The Marshal slid the contents out, wondering as he did so how it could be that he had spent the last two or three days in a state of total deflation, suspecting Silvano, but that the minute Ferrini put that suspicion into words …
“What’s this?” He stared at the sheaf of papers, then at Ferrini.
“Just a few notes of mine. I thought I’d surprise you. Well, go on. Read.”
“But—”
“Read.”
The Marshal read the first few lines but his glance at the first line had been enough, though there was nothing to indicate the source.

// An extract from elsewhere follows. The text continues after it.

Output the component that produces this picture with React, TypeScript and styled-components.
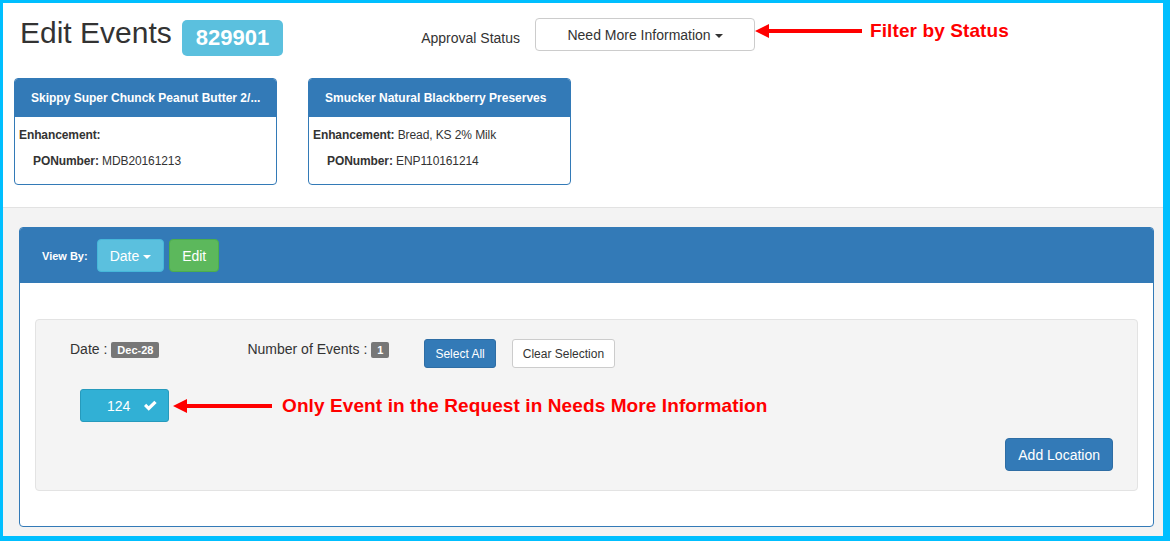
import React from 'react';
import styled, { createGlobalStyle } from 'styled-components';

const GlobalStyle = createGlobalStyle`
  html, body {
    margin: 0;
    padding: 0;
    background: #ffffff;
  }
  body {
    font-family: "Liberation Sans", Arial, sans-serif;
    font-size: 14px;
    color: #333333;
  }
  * {
    box-sizing: border-box;
  }
`;

const Frame = styled.div`
  width: 1170px;
  height: 541px;
  display: flex;
  flex-direction: column;
  border-style: solid;
  border-color: #00bfff;
  border-width: 3px 7px 5px 3px;
  overflow: hidden;
`;

const TopSection = styled.div`
  background: #ffffff;
  padding: 13px 0 22px;
  border-bottom: 1px solid #e2e2e2;
  box-shadow: 0 1px 2px rgba(0, 0, 0, 0.04);
`;

const TitleRow = styled.div`
  display: flex;
  align-items: flex-start;
  padding-left: 17px;
`;

const Title = styled.h1`
  margin: 0;
  font-size: 30px;
  line-height: 33px;
  font-weight: normal;
  color: #333333;
`;

const IdBadge = styled.span`
  margin: 4px 0 0 10px;
  height: 36px;
  padding: 0 14px;
  display: inline-flex;
  align-items: center;
  background: #5bc0de;
  color: #ffffff;
  font-size: 22px;
  font-weight: bold;
  border-radius: 5px;
`;

const StatusLabel = styled.span`
  margin: 12px 0 0 138px;
  font-size: 14px;
  line-height: 20px;
`;

const Caret = styled.span<{ $color?: string }>`
  display: inline-block;
  width: 0;
  height: 0;
  margin-left: 0;
  vertical-align: middle;
  border-top: 4px solid ${(p) => p.$color ?? '#333333'};
  border-left: 4px solid transparent;
  border-right: 4px solid transparent;
`;

const StatusDropdown = styled.button`
  margin: 2px 0 0 15px;
  width: 220px;
  height: 33px;
  background: #ffffff;
  border: 1px solid #cccccc;
  border-radius: 4px;
  font-family: inherit;
  font-size: 14px;
  color: #333333;
  padding: 0 12px;
`;

const Annotation = styled.div<{ $gap: number }>`
  display: flex;
  align-items: center;
  gap: ${(p) => p.$gap}px;
  height: 24px;
  margin-top: 3px;
  color: #ff0000;
  font-size: 19px;
  font-weight: bold;
  letter-spacing: 0.1px;
  white-space: nowrap;
`;

const CardRow = styled.div`
  display: flex;
  gap: 31px;
  margin-top: 22px;
  padding-left: 11px;
`;

const Card = styled.div`
  width: 263px;
  height: 107px;
  border: 1px solid #337ab7;
  border-radius: 4px;
  overflow: hidden;
  background: #ffffff;
`;

const CardHeader = styled.div`
  height: 38px;
  background: #337ab7;
  color: #ffffff;
  font-size: 12px;
  font-weight: bold;
  line-height: 38px;
  padding: 0 8px 0 16px;
  white-space: nowrap;
  overflow: hidden;
  text-overflow: ellipsis;
`;

const CardBody = styled.div`
  padding: 10px 4px;
  font-size: 12px;
  line-height: 17px;
`;

const CardLine = styled.div<{ $indent?: boolean }>`
  padding-left: ${(p) => (p.$indent ? 14 : 0)}px;
  letter-spacing: -0.1px;
  & + & {
    margin-top: 9px;
  }
  b {
    font-weight: bold;
  }
`;

const BottomSection = styled.div`
  flex: 1;
  display: flex;
  flex-direction: column;
  background: #f3f3f3;
  padding: 19px 9px 9px 16px;
`;

const Panel = styled.div`
  flex: 1;
  display: flex;
  flex-direction: column;
  background: #ffffff;
  border: 1px solid #337ab7;
  border-radius: 4px;
  overflow: hidden;
`;

const PanelHeading = styled.div`
  height: 55px;
  background: #337ab7;
  display: flex;
  align-items: center;
  padding-left: 22px;
  gap: 5px;
`;

const ViewByLabel = styled.span`
  color: #ffffff;
  font-size: 11px;
  font-weight: bold;
  margin-right: 4px;
`;

const Button = styled.button<{ $variant: 'primary' | 'info' | 'success' | 'default'; $size?: 'sm' | 'md' }>`
  font-family: inherit;
  font-size: ${(p) => (p.$size === 'sm' ? 12 : 14)}px;
  height: ${(p) => (p.$size === 'sm' ? 29 : 33)}px;
  padding: 0 ${(p) => (p.$size === 'sm' ? 10 : 12)}px;
  border-radius: ${(p) => (p.$size === 'sm' ? 3 : 4)}px;
  border: 1px solid
    ${(p) =>
      ({ primary: '#2e6da4', info: '#46b8da', success: '#4cae4c', default: '#cccccc' })[p.$variant]};
  background: ${(p) =>
    ({ primary: '#337ab7', info: '#5bc0de', success: '#5cb85c', default: '#ffffff' })[p.$variant]};
  color: ${(p) => (p.$variant === 'default' ? '#333333' : '#ffffff')};
  white-space: nowrap;
`;

const PanelBody = styled.div`
  flex: 1;
  padding: 36px 15px 35px;
  display: flex;
  flex-direction: column;
`;

const Well = styled.div`
  flex: 1;
  background: #f4f4f4;
  border: 1px solid #e3e3e3;
  border-radius: 4px;
  padding: 19px 24px 19px 34px;
  display: flex;
  flex-direction: column;
`;

const InfoRow = styled.div`
  display: flex;
  align-items: flex-start;
  height: 29px;
`;

const InfoText = styled.span<{ $offset?: number }>`
  font-size: 14px;
  line-height: 20px;
  margin-left: ${(p) => p.$offset ?? 0}px;
`;

const CountLabel = styled.span`
  margin: 3px 0 0 4px;
  height: 16px;
  padding: 0 6px;
  background: #777777;
  color: #ffffff;
  font-size: 11px;
  font-weight: bold;
  line-height: 16px;
  border-radius: 2px;
`;

const EventRow = styled.div`
  display: flex;
  align-items: center;
  margin: 21px 0 0 10px;
`;

const EventButton = styled.button`
  display: flex;
  align-items: center;
  gap: 14px;
  height: 33px;
  width: 89px;
  padding: 0 11px 0 26px;
  background: #31b0d5;
  border: 1px solid #269abc;
  border-radius: 3px;
  color: #ffffff;
  font-family: inherit;
  font-size: 14px;
`;

const FooterRow = styled.div`
  display: flex;
  justify-content: flex-end;
  margin-top: 16px;
`;

const RedArrow = ({ width }: { width: number }) => (
  <svg width={width} height="16" viewBox={`0 0 ${width} 16`}>
    <polygon points="0,8 14,1 14,15" fill="#ff0000" />
    <rect x="12" y="6" width={width - 12} height="4" fill="#ff0000" />
  </svg>
);

const CheckIcon = () => (
  <svg width="15" height="13" viewBox="0 0 15 13">
    <polygon points="0,7 2.6,4.4 5.6,7.4 12.2,0.8 15,3.5 5.6,12.8" fill="#ffffff" />
  </svg>
);

export default function App() {
  return (
    <>
      <GlobalStyle />
      <Frame>
        <TopSection>
          <TitleRow>
            <Title>Edit Events</Title>
            <IdBadge>829901</IdBadge>
            <StatusLabel>Approval Status</StatusLabel>
            <StatusDropdown>
              Need More Information <Caret />
            </StatusDropdown>
            <Annotation $gap={8}>
              <RedArrow width={107} />
              Filter by Status
            </Annotation>
          </TitleRow>
          <CardRow>
            <Card>
              <CardHeader>Skippy Super Chunck Peanut Butter 2/...</CardHeader>
              <CardBody>
                <CardLine>
                  <b>Enhancement:</b>
                </CardLine>
                <CardLine $indent>
                  <b>PONumber:</b> MDB20161213
                </CardLine>
              </CardBody>
            </Card>
            <Card>
              <CardHeader>Smucker Natural Blackberry Preserves</CardHeader>
              <CardBody>
                <CardLine>
                  <b>Enhancement:</b> Bread, KS 2% Milk
                </CardLine>
                <CardLine $indent>
                  <b>PONumber:</b> ENP110161214
                </CardLine>
              </CardBody>
            </Card>
          </CardRow>
        </TopSection>
        <BottomSection>
          <Panel>
            <PanelHeading>
              <ViewByLabel>View By:</ViewByLabel>
              <Button $variant="info">
                Date <Caret $color="#ffffff" />
              </Button>
              <Button $variant="success">Edit</Button>
            </PanelHeading>
            <PanelBody>
              <Well>
                <InfoRow>
                  <InfoText>Date :</InfoText>
                  <CountLabel>Dec-28</CountLabel>
                  <InfoText $offset={88}>Number of Events :</InfoText>
                  <CountLabel>1</CountLabel>
                  <Button $variant="primary" $size="sm" style={{ marginLeft: 35 }}>
                    Select All
                  </Button>
                  <Button $variant="default" $size="sm" style={{ marginLeft: 16 }}>
                    Clear Selection
                  </Button>
                </InfoRow>
                <EventRow>
                  <EventButton>
                    124 <CheckIcon />
                  </EventButton>
                  <Annotation $gap={10} style={{ marginTop: 0, marginLeft: 4 }}>
                    <RedArrow width={99} />
                    Only Event in the Request in Needs More Information
                  </Annotation>
                </EventRow>
                <FooterRow>
                  <Button $variant="primary">Add Location</Button>
                </FooterRow>
              </Well>
            </PanelBody>
          </Panel>
        </BottomSection>
      </Frame>
    </>
  );
}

“Ferrini, how in God’s name did you—?”
“A few notes of mine, as I said. By the way, our little chirruping friend Noferini was feeling a bit down last time I saw him. It seems that, in his enthusiasm, he took it upon himself to get in touch with the council for confirmation of the roadworks tha
t caused one of our prize witnesses to take a certain detour one Sunday night and see the Suspect near the scene of the crime.”
“And I suppose there weren’t any roadworks?”

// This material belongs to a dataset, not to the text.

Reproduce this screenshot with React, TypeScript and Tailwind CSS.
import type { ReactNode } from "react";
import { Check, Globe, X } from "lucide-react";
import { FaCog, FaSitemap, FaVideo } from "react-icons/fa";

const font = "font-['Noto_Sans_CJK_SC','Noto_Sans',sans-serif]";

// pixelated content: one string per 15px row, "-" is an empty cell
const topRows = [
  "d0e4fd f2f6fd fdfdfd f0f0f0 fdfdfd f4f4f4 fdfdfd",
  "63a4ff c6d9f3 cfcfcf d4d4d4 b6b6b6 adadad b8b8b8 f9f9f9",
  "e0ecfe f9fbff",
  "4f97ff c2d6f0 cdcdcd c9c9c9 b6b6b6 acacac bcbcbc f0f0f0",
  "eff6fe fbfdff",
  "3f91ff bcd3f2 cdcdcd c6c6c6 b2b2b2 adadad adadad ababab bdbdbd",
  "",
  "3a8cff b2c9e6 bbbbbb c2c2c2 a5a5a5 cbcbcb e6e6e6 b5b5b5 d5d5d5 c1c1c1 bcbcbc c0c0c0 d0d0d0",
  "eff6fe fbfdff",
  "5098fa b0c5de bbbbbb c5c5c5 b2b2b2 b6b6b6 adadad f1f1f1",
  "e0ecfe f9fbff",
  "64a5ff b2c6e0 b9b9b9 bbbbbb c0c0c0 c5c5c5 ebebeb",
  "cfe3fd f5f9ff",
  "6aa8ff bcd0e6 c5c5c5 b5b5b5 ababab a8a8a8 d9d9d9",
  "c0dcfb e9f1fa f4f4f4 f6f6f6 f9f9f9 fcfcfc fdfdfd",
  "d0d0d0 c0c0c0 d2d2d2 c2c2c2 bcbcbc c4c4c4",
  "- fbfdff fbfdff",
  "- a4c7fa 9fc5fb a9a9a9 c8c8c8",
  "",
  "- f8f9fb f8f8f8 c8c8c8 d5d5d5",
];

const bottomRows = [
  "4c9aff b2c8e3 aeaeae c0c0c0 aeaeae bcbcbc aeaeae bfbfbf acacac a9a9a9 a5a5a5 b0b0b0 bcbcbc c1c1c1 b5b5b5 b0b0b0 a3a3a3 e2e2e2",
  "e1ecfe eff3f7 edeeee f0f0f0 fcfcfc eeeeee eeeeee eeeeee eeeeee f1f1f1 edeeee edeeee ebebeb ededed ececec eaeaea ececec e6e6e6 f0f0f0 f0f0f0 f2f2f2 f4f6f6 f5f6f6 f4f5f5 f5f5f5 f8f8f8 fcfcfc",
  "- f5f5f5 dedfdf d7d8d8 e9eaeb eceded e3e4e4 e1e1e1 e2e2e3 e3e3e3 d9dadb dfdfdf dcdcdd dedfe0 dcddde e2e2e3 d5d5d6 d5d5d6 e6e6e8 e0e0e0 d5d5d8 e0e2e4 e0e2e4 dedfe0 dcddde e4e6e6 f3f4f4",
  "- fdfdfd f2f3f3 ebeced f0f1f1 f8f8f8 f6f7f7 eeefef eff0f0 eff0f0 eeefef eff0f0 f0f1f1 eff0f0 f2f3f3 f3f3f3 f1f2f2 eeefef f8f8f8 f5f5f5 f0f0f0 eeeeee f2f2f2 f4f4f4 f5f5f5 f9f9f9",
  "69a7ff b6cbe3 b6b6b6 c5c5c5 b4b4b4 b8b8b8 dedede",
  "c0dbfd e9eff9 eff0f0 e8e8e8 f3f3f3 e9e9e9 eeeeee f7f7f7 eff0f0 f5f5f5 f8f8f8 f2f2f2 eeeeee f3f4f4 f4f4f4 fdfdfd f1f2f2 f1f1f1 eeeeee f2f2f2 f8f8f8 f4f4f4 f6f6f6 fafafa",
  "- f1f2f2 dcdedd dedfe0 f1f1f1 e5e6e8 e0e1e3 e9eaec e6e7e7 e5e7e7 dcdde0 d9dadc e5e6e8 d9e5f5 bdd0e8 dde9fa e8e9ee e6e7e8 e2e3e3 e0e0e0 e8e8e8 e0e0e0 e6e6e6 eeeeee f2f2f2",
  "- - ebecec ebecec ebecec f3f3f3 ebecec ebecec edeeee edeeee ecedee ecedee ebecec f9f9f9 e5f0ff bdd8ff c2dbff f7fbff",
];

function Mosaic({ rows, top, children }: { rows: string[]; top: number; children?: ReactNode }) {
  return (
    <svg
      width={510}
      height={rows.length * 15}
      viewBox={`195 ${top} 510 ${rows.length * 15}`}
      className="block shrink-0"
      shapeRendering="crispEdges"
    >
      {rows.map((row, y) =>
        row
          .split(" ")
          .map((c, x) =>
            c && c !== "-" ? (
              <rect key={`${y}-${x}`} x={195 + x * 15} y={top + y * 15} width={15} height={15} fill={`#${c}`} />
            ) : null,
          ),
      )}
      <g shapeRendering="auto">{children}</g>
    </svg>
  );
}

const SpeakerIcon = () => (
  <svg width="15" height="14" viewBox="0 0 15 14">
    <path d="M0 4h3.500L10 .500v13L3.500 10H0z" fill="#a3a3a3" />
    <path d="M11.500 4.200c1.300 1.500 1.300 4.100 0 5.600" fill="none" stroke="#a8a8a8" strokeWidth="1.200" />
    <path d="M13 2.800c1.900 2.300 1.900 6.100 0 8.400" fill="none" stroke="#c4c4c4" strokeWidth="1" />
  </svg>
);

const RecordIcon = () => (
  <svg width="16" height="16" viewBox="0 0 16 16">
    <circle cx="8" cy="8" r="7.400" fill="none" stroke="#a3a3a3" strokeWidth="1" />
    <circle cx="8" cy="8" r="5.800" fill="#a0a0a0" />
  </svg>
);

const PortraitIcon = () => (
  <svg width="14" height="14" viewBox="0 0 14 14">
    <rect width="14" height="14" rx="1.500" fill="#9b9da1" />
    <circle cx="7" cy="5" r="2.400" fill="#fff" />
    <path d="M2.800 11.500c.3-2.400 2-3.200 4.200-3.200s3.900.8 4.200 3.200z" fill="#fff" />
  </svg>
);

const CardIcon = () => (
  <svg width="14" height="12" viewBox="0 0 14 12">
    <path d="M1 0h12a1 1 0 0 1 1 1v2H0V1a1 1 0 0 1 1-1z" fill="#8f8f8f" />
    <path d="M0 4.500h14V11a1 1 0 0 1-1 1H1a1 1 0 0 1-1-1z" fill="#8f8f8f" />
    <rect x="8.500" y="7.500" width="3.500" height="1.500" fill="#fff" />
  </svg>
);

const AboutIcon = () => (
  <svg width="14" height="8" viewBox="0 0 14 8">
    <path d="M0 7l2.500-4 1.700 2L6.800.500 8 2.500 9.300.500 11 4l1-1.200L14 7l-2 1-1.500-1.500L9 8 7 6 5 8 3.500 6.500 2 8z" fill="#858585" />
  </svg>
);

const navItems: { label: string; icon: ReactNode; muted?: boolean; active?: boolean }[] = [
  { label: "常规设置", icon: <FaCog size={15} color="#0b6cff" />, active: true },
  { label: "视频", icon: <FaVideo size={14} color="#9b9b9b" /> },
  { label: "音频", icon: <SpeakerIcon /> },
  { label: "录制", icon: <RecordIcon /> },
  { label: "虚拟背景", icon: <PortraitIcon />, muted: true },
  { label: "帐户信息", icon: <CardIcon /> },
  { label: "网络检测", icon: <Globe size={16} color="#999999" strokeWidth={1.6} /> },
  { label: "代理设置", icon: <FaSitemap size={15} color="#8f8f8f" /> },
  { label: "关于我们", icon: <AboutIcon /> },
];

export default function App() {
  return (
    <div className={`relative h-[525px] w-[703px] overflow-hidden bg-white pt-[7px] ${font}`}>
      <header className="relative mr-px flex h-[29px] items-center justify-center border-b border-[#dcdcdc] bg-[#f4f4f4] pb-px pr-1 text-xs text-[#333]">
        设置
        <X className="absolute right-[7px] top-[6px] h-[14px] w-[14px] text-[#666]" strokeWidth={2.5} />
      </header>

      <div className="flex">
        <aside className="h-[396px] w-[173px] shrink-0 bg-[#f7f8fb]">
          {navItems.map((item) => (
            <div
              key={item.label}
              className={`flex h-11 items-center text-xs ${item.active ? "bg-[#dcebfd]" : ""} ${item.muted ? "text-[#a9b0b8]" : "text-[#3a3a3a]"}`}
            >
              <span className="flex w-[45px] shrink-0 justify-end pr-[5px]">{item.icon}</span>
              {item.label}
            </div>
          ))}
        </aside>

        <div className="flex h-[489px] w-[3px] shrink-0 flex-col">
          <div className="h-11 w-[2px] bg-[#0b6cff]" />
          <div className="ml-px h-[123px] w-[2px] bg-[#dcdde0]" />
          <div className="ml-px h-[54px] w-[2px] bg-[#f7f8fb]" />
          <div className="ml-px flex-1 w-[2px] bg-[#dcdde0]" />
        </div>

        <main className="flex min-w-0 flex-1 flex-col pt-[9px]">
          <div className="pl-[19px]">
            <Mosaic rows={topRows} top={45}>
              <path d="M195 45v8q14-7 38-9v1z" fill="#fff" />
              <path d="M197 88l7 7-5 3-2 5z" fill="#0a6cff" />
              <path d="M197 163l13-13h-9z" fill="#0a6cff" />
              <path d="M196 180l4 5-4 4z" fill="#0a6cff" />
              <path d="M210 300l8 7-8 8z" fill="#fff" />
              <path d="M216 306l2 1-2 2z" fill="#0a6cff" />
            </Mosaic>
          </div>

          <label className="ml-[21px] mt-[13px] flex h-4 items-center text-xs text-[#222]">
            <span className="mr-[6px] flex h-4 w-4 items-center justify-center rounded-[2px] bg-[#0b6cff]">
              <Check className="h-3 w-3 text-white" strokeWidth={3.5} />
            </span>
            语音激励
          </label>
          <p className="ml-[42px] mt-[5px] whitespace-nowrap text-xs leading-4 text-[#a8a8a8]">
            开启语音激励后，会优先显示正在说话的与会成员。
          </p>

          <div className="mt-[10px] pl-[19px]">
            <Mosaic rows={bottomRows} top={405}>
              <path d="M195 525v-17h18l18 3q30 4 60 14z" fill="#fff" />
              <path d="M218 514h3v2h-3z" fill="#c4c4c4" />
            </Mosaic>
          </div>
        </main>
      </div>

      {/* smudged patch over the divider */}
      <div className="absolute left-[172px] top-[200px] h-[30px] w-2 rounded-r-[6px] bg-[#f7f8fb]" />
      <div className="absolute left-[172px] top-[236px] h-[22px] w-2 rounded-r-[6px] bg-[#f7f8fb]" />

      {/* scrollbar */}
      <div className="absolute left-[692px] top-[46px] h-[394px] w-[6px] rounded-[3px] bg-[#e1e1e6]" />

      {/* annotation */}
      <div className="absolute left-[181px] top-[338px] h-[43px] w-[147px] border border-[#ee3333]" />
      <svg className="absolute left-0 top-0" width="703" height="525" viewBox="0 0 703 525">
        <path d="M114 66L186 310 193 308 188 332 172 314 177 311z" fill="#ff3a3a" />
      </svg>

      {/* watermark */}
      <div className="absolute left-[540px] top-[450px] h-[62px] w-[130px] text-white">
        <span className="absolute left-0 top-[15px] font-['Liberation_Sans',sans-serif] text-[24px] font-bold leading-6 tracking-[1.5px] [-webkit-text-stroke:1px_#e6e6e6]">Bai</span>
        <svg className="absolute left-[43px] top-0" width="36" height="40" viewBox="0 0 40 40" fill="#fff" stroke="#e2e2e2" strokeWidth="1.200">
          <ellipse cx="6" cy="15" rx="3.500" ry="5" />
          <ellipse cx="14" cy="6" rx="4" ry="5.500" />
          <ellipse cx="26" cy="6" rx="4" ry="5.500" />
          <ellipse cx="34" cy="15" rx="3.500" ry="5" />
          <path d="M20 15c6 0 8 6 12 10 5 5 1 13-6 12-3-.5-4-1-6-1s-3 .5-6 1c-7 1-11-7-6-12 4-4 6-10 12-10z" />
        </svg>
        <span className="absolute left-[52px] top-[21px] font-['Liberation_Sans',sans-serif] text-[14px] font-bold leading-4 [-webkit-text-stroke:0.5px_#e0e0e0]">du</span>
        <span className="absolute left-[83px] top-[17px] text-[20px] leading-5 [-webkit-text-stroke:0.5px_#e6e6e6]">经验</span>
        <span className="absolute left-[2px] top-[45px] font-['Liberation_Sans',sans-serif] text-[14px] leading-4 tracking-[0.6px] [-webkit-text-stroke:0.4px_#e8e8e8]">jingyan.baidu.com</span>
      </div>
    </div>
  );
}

“How did you guess? He made out a report for Simonetti and got a rocket in return.”
“I thought as much. But it’s ridiculous,” the Marshal pointed out. “The defence will check.”
Ferrini shrugged. “That’s what Noferini tried to say and all he got for that was, ‘The council is no doubt mistaken.’ Anyway, we should worry. It was pretty convenient for us that he was feeling disillusioned—oh, he still thinks the Suspect’s guilty, he just doesn’t think the end justifies the means. I promised I’d look into it and into one or two other things. Relieved his conscience for him. That”—he indicated the notes—“was the price. He doesn’t know what he’s given me. It was in English. He typed it on to the computer without understanding more than two words. I got on to Bacci, who read it to me, translating as he went and I wrote my notes. Now”—he sat back and lit a fresh cigarette—“read them.”
The Marshal read.
FBI BEHAVIOURAL SCIENCE UNIT
NCAVC, QUANTICO Va.
Profile based on information received related to 16 murders committed between 1968 and 1985 in Florence, Italy.
Scene of Crime
The scene of all these murders, an isolated country lane among vines and olives, could be said in all cases to have been “chosen” by the victims who parked there. Nevertheless, it tells us a lot about the offender. It suggests previous activity as a Peeping Tom, as does the fact that most of the victims had just finished sexual intercourse when attacked. Couples who habitually have sexual intercourse in parked cars tend to frequent the same place regularly. The offender probably stalked couples on a Saturday night until he found one parking habitually in a spot which suited his purpose—this meant having somewhere discreet to leave his own vehicle for fast removal from the scene, a sheltered spot where he could operate on the female without his activities being visible to a passing car, and perhaps water available if he needed to wash himself.